Сергей Чернышов: Я думаю, что ничего возрождать не надо. Не так страшно, что этот дискурс живёт в головах режиссёров, страшно, что он живёт в головах самих сибиряков. То есть вот эта идея, что мы какая-то дикая заброшенная территория, где ничего не происходит, где живут какие-то шаманы, бродят какие-то охотники, живущие в чумах. А есть "цивилизаторы", которые приходят и нас благодетельствуют: то нам Транссиб прокладывают, то заводы строят, то шахты разрабатывают. Вот эта картина абсолютно устойчива. Именно так об истории Сибири думают её нынешние жители. То есть любой фильм, снятый по этим лекалам, ляжет на благодатную почву. И вот тут фигура первопроходца, как мне кажется, абсолютно востребована в колониальном кинематографе, эти герои-цивилизаторы, которые превосходят всех. Супергерои. А все остальные народы, все другие персонажи рядом с ними бледнеют, потому что у них нет ни идеи, ни "духовности", ничего.
Андрей Филимонов: И есть такие специальные персонажи, типа героя фильмов "Брат" и "Брат-2", который отстреливает этих бездуховных америкосов. Такой психопатический, с улыбочкой, юноша, чпок-чпок-чпок, как будто мстит им за то, что Советский Союз проиграл в холодной войне. Вы бы могли отметить какие-нибудь ещё современные фильмы, где эта идея "нашего превосходства" выращивалась, вынашивалась? "У советских собственная гордость, на буржуев смотрим свысока". А ещё "мы русские, с нами Бог", вот это вот всё.
Сергей Чернышов: Одним из последних эпических фильмов о Сибири, который я смотрел, было "Сердце Пармы" по одноименному роману Алексея Иванова. Смотреть его можно по-разному. Можно смотреть на этих людей в шкурах и думать, какие же они отсталые, но возможно и другое прочтение. Когда одной из героинь фильма, принцессе пермского княжества, священник предлагает креститься, она ему говорит: а зачем? Мой бог меня вполне устраивает, он местный, а твой бог какой-то пришлый. Если в это вдуматься, то здесь есть довольно глубокая философия, которая, кстати, гораздо глубже, чем у этого священника. При желании там можно и экстремизм увидеть, и нарушение "традиционных ценностей". Это сейчас вообще легко. Важен контекст. Если человек смотрит это кино из типичного постсоветского контекста, то он видит отсталых дикарей, передовых священников и в конце фигуру московского князя Ивана Третьего, который говорит: я хочу, чтобы, если на Москву нападут, то в Перми, значит, все возбудились и поехали отражать врага, а если на Пермь нападут, то Москва будет её защищать. Такую, значит, единую Россию строит великий князь Иван III. И главное тут, что современный кинематограф опять исполняет мобилизационную роль.

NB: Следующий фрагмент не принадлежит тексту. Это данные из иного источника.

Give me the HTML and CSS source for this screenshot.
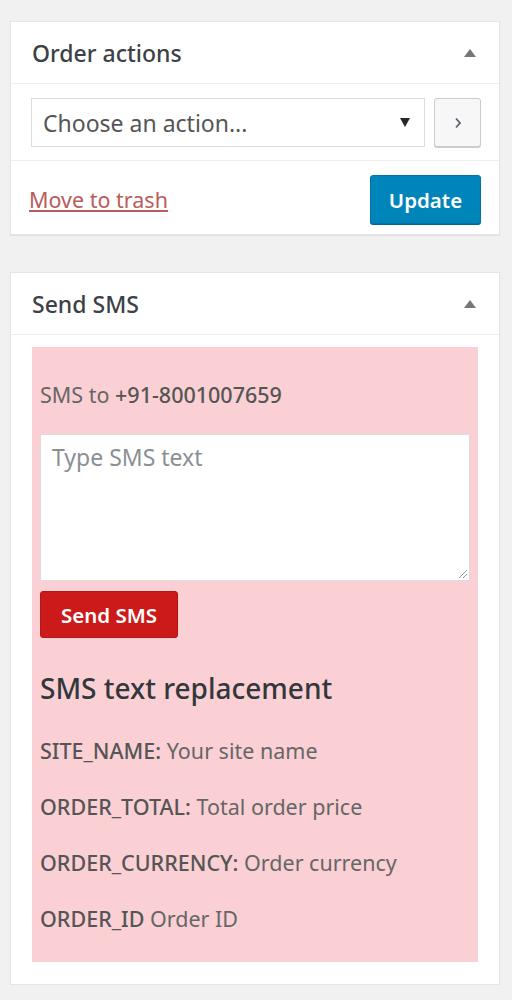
FILE: index.html
```html
<!DOCTYPE html>
<html>
<head>
<meta charset="utf-8">
<link rel="stylesheet" href="styles.css">
</head>
<body>
<div class="postbox">
  <div class="hndle"><span class="title">Order actions</span><span class="toggle"></span></div>
  <div class="actions">
    <div class="select"><span>Choose an action...</span><span class="caret"></span></div>
    <button class="go"><svg width="10" height="14" viewBox="0 0 10 14"><path d="M3 2.5 L7 7 L3 11.5" fill="none" stroke="#5a6470" stroke-width="1.8"/></svg></button>
  </div>
  <div class="footer">
    <a class="trash">Move to trash</a>
    <button class="update">Update</button>
  </div>
</div>

<div class="postbox second">
  <div class="hndle"><span class="title">Send SMS</span><span class="toggle"></span></div>
  <div class="sms">
    <p class="to">SMS to <b>+91-8001007659</b></p>
    <div class="textarea"><span class="ph">Type SMS text</span><svg class="grip" width="12" height="12" viewBox="0 0 12 12"><path d="M11 3 L3 11 M11 7 L7 11" stroke="#999" stroke-width="1"/></svg></div>
    <button class="send">Send SMS</button>
    <h3 class="rep">SMS text replacement</h3>
    <p class="item"><b>SITE_NAME:</b> Your site name</p>
    <p class="item"><b>ORDER_TOTAL:</b> Total order price</p>
    <p class="item"><b>ORDER_CURRENCY:</b> Order currency</p>
    <p class="item"><b>ORDER_ID</b> Order ID</p>
  </div>
</div>
</body>
</html>
```

FILE: styles.css
```css
html, body { margin: 0; padding: 0; }
body {
  background: #f1f1f1;
  font-family: "Noto Sans", "Open Sans", sans-serif;
  color: #444;
  padding: 21px 12px 0 10px;
  width: 490px;
}
.postbox {
  background: #fff;
  border: 1px solid #e5e5e5;
  box-shadow: 0 1px 1px rgba(0,0,0,.06);
  box-sizing: border-box;
  width: 490px;
}
.second { margin-top: 37px; }
.hndle {
  height: 62px;
  box-sizing: border-box;
  padding: 0 23px 0 21px;
  display: flex;
  align-items: center;
  justify-content: space-between;
  border-bottom: 1px solid #eee;
}
.title { font-size: 23px; font-weight: 500; color: #3c4146; }
.toggle {
  width: 0; height: 0;
  border-left: 6px solid transparent;
  border-right: 6px solid transparent;
  border-bottom: 8px solid #72777c;
}
.actions {
  display: flex;
  gap: 9px;
  padding: 14px 18px 13px 20px;
  border-bottom: 1px solid #eee;
}
.select {
  width: 394px;
  height: 49px;
  box-sizing: border-box;
  border: 1px solid #ddd;
  display: flex;
  align-items: center;
  justify-content: space-between;
  padding: 0 14px 0 11px;
  font-size: 23px;
  color: #555;
}
.caret {
  width: 0; height: 0;
  border-left: 5px solid transparent;
  border-right: 5px solid transparent;
  border-top: 9px solid #23282d;
}
.go {
  width: 47px; height: 49px;
  box-sizing: border-box;
  border: 1px solid #ccc;
  border-radius: 3px;
  background: #f7f7f7;
  box-shadow: 0 1px 0 #ccc;
  display: flex; align-items: center; justify-content: center;
  padding: 0;
}
.footer {
  display: flex;
  justify-content: space-between;
  align-items: center;
  padding: 14px 18px 10px 18px;
}
.trash {
  font-size: 21.5px;
  text-decoration: underline;
  color: #b85c5c;
}
.update {
  width: 111px; height: 49px;
  background: #0085ba;
  border: 1px solid #0073aa;
  border-radius: 3px;
  box-shadow: 0 1px 0 #006799;
  color: #fff;
  font-family: inherit;
  font-size: 20.5px;
  font-weight: 600;
  padding: 0;
}
.sms {
  background: #fad0d4;
  margin: 12px 21px 22px 21px;
  padding: 27px 8px 26px 8px;
}
.to { margin: 0; font-size: 21.5px; line-height: 42px; color: #666; }
.to b { color: #555; font-weight: 500; }
.textarea {
  margin-top: 18px;
  height: 147px;
  width: 430px;
  box-sizing: border-box;
  background: #fff;
  border: 1px solid #ddd;
  position: relative;
  padding: 6px 11px;
}
.ph { font-size: 23px; color: #8a8f94; }
.grip { position: absolute; right: 1px; bottom: 1px; }
.send {
  margin-top: 10px;
  width: 138px; height: 47px;
  background: #cc1a1a;
  border: 1px solid #b51515;
  border-radius: 3px;
  color: #fff;
  font-family: inherit;
  font-size: 20.5px;
  font-weight: 600;
  padding: 0;
  display: block;
}
.rep {
  margin: 30px 0 26px;
  font-size: 28px;
  font-weight: 500;
  color: #32373c;
  line-height: 40px;
}
.item { margin: 0 0 22px; font-size: 21.5px; line-height: 34px; color: #666; }
.item:last-child { margin-bottom: 0; }
.item b { color: #555; font-weight: 500; }
```
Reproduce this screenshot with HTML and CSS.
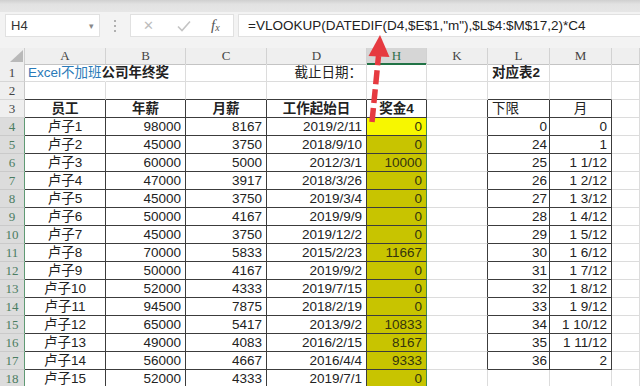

Андрей Филимонов: Все зависит от контекста. Иногда в давно знакомом кино можно увидеть что-то необычное. То, что не подразумевалось пропагандистами. Вспоминается знаменитая сцена обсуждения эйзенштейновского фильма "Иван Грозный" в лагерном бараке, описанная Солженицыным в повести "Один день Ивана Денисовича". Понятно, что зэки, сидящие в лагере, по-другому воспринимают гений Эйзенштейна и догадываются, наверное, немножко о том, как страшно было режиссеру создавать этот шедевр.
– Нет, батенька, – мягко этак, попуская, говорит Цезарь, – объективность требует признать, что Эйзенштейн гениален. "Иоанн Грозный" – разве это не гениально? Пляска опричников с личиной! Сцена в соборе!
– Кривлянье! – ложку перед ртом задержа, сердится Х-123. – Так много искусства, что уже и не искусство. Перец и мак вместо хлеба насущного! И потом же гнуснейшая политическая идея – оправдание единоличной тирании. Глумление над памятью трех поколений русской интеллигенции! (Кашу ест ротом бесчувственным, она ему не впрок.)
– Но какую трактовку пропустили бы иначе?…
– Ах, пропустили бы?! Так не говорите, что гений! Скажите, что подхалим, заказ собачий выполнял. Гении не подгоняют трактовку под вкус тиранов!
А мы сегодня говорили о колониальном кинематографе. И старались как-то проанализировать этот феномен. Доктор Геббельс, хорошо разбиравшийся в механизмах управления большими массами людей, утверждал, что "интеллектуализм – это худший враг пропаганды, которая добивается эффекта, а не правды".
Мы сегодня как раз и рассматривали механизм этого эффекта.